The inspiration for DC Sports hit Pizzarelli gradually, dawning on him over time. Driving his daughter to her daycare each morning, always along Route 9, he would pass the boarded-up former Fun Central location that had closed down in 2013.

It had "lost its flare," he said, with no activity and a chipped, fading coat of paint.

After enough drives, a lightbulb went off.

"I wanted to bring it back," he said.

In doing so, he felt like he was doing a service to former Fun Central owners and sisters Kim Redl Lawrence and Kari Redl Daniels — of Herb Redl Properties — as well as all those who miss places like this.

These days, according to the Dutchess County Chamber of Commerce, there are only a handful of local businesses that have similar attributes as that of DC Sports. That includes All Sport in Fishkill, which has sand volleyball for its members, as well as the slides and rides of Splash Down Water Park in Poughkeepsie.

There's also Overlook Golf Course and Recreation Center in Poughkeepsie that has mini golf and batting cages.

Frank Castella, Jr., president and CEO of the Chamber of Commerce, said these types of businesses have traditionally struggled because of factors like the proliferation of more advanced at-home entertainment. But DC Sports, he said, has smartly upgraded its offerings.

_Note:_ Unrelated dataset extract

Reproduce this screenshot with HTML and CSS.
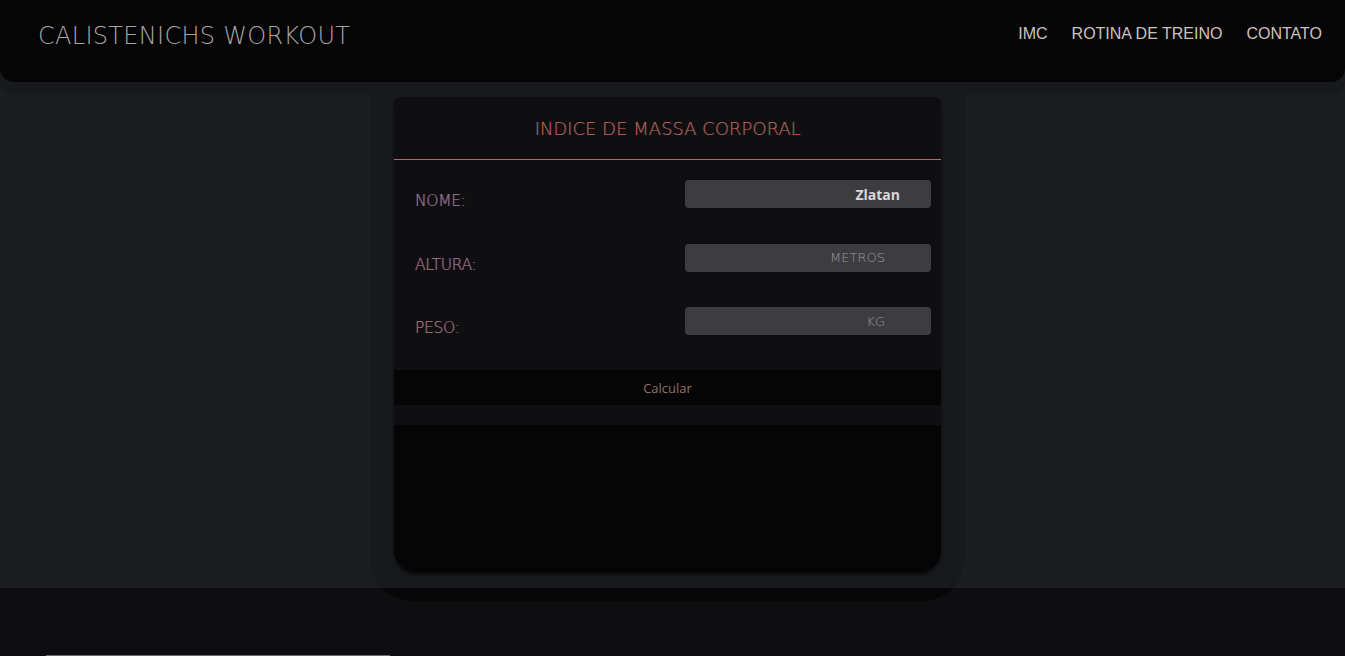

"DC Sports has taken an abandoned facility and adapted it for the modern times," he said. "They kept what was popular...(and) removed much of the old and outdated portion of the facility."

​Patrick Daka, who’s from the Bronx but now lives in LaGrange, said he's just happy he gets to come back in this building. He first came at around five years old during a visit to see family in the Hudson Valley, and it was a summer tradition until he was 12.

He remembers, above all else, joyfully sprinting from game to game with his cousins, the only limitation being how much change they had left.

Now that he’s living in the area, as well as dating a DC Sports employee, he often finds himself back in this building, usually at least once a week.

That, to him, is surreal — and something he's grateful for.

“It's honestly the coolest thing ever," he said.